Israel approves $112 million in security barrier funding

by Will Tubbs

Chris Lieberman, FISM News


Israel’s security cabinet has approved 360 million New Israeli Shekels (NIS; $112 million) in funding to repair a 40 kilometer (25 mile) stretch of its West Bank security barrier, the Prime Minister’s office announced on Sunday.

The project aims to upgrade the barrier between Salem in the northern West Bank and the Bat Hefer region.

“The barrier will be comprised of concrete, protective equipment, and additional technological components,” a statement from the Defense Ministry reads. “It will be up to 9 meters (29.5 feet) high and will replace the fence that was built about 20 years ago.”

The ministry added that they plan to begin construction as soon as possible.

The announcement comes in response to terrorist attacks in Bnei Brak and Tel Aviv, which killed a total of eight Israelis. Israeli security officials suspect that both shooters entered through a gap in the current barrier. These shootings are just the latest in a surge of violence in recent weeks that has raised tensions between Israelis and Palestinians.

After Sunday’s cabinet meeting, Israeli Prime Minister Naftali Bennett tweeted, “We will fight terror with all the tools available to us and we will win.”

Former prime minister Yitzhak Rabin first proposed the West Bank security barrier in the 1990s, but the project lacked the internal support to proceed. However, the idea found new life during the Second Intifada, a Palestinian uprising that claimed thousands of lives from 2000-2005. To date, despite NIS 9 billion ($2.8 billion) in spending, only 62% of the planned 708 kilometer (440 mile) barrier has been completed, according to The Times of Israel.

The barrier consists primarily of chain-link fences with cameras and other surveillance equipment. In urban areas, it transitions to a 26- to 30-foot concrete wall. However, much of the barrier has fallen into disrepair due to lack of maintenance, and Israel has not committed the necessary resources to maintaining the surveillance system.

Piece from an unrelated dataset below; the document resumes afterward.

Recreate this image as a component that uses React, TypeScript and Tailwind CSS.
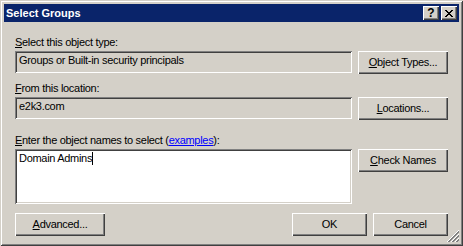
import type { ReactNode } from "react";

const raised =
  "bg-[#d4d0c8] shadow-[inset_1px_1px_0_#ffffff,inset_-1px_-1px_0_#404040,inset_-2px_-2px_0_#808080]";
const sunken =
  "shadow-[inset_1px_1px_0_#808080,inset_-1px_-1px_0_#ffffff,inset_2px_2px_0_#404040,inset_-2px_-2px_0_#d4d0c8]";

const Key = ({ children }: { children: ReactNode }) => <span className="underline underline-offset-[1px]">{children}</span>;

const Button = ({ children, className = "" }: { children: ReactNode; className?: string }) => (
  <button className={`${raised} h-[23px] flex items-center justify-center text-black leading-[13px] ${className}`}>
    {children}
  </button>
);

const XGlyph = () => (
  <svg width="8" height="7" viewBox="0 0 8 7" shapeRendering="crispEdges">
    {[0, 1, 2, 3, 4, 5, 6].map((i) => (
      <g key={i} fill="#000">
        <rect x={i} y={i} width="2" height="1" />
        <rect x={6 - i} y={i} width="2" height="1" />
      </g>
    ))}
  </svg>
);

const SizeGrip = () => {
  const px: { x: number; y: number; c: string }[] = [];
  const lines: [number, string][] = [
    [11, "#ffffff"], [12, "#808080"], [13, "#808080"],
    [15, "#ffffff"], [16, "#808080"], [17, "#808080"],
    [19, "#ffffff"], [20, "#808080"], [21, "#808080"],
  ];
  lines.forEach(([s, c]) => {
    for (let x = s - 11; x <= 11; x++) px.push({ x, y: s - x, c });
  });
  return (
    <svg width="12" height="12" viewBox="0 0 12 12" shapeRendering="crispEdges" className="absolute right-[4px] bottom-[4px]">
      {px.map((p, i) => (
        <rect key={i} x={p.x} y={p.y} width="1" height="1" fill={p.c} />
      ))}
    </svg>
  );
};

export default function App() {
  return (
    <div className="relative w-[463px] h-[246px] bg-[#d4d0c8] p-[4px] shadow-[inset_1px_1px_0_#d4d0c8,inset_-1px_-1px_0_#404040,inset_2px_2px_0_#ffffff,inset_-2px_-2px_0_#808080] font-['Liberation_Sans',Arial,sans-serif] text-[11px] text-black">
      <div className="h-[18px] bg-[#0a246a] flex items-center justify-between pl-[2px] pr-[2px]">
        <span className="text-white font-bold text-[11px] leading-[13px]">Select Groups</span>
        <div className="flex gap-[2px]">
          <div className={`${raised} w-[16px] h-[14px] flex items-center justify-center font-bold text-[12px] leading-[12px]`}>?</div>
          <div className={`${raised} w-[16px] h-[14px] flex items-center justify-center`}>
            <XGlyph />
          </div>
        </div>
      </div>

      <div className="flex flex-col px-[11px] tracking-[-0.3px]">
        <div className="mt-[14px] leading-[13px]">
          <Key>S</Key>elect this object type:
        </div>
        <div className="mt-[2px] flex gap-[6px] items-start">
          <div className={`${sunken} bg-[#d4d0c8] w-[337px] h-[22px] pl-[4px] pt-[3px] leading-[13px]`}>
            Groups or Built-in security principals
          </div>
          <Button className="w-[90px]">
            <Key>O</Key>bject Types...
          </Button>
        </div>

        <div className="mt-[8px] leading-[13px]">
          <Key>F</Key>rom this location:
        </div>
        <div className="mt-[2px] flex gap-[6px] items-start">
          <div className={`${sunken} bg-[#d4d0c8] w-[337px] h-[22px] pl-[4px] pt-[3px] leading-[13px]`}>e2k3.com</div>
          <Button className="w-[90px]">
            <Key>L</Key>ocations...
          </Button>
        </div>

        <div className="mt-[14px] leading-[13px]">
          <Key>E</Key>nter the object names to select (<span className="text-[#0000ff] underline underline-offset-[1px]">examples</span>):
        </div>
        <div className="mt-[2px] flex gap-[6px] items-start">
          <div className={`${sunken} bg-white w-[337px] h-[55px] pl-[4px] pt-[3px] leading-[13px] flex items-start`}>
            <span>Domain Admins</span>
            <span className="w-px h-[13px] bg-black" />
          </div>
          <Button className="w-[90px]">
            <Key>C</Key>heck Names
          </Button>
        </div>

        <div className="mt-[9px] flex items-start">
          <Button className="w-[90px]">
            <Key>A</Key>dvanced...
          </Button>
          <div className="flex-1" />
          <Button className="w-[75px]">OK</Button>
          <Button className="w-[75px] ml-[6px]">Cancel</Button>
        </div>
      </div>
      <SizeGrip />
    </div>
  );
}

As a result, Palestinians are able to climb over the concrete portions and cut through the wire fence in order to enter Israel illegally. Some analysts believe that this is intentional on the part of Israel in order to prevent Palestinians from facing economic hardship that could lead to them becoming terrorists.

Many in the international community have condemned the barrier, which runs through the West Bank, a disputed region viewed by many as part of Palestine. However, this latest project is receiving opposition from the political right within Israeli, who accuse Bennett of legitimizing the Palestinian state through the construction of the barrier. “This is not a security fence, this is a border wall,” said Israeli lawmaker Orit Struck, a member of the Religious Zionist Party (RZP).

Labor Party Secretary-General Eran Hermoni responded to Struck and the RZP, saying, “The RZP’s opposition to the security wall proved that it prefers to abandon Israel’s security with Israel for the golden calf of politically isolated settlements. The cabinet’s decision to rebuild the security wall is an important step in the war on terrorism, and one that millions of Israelis are begging for.”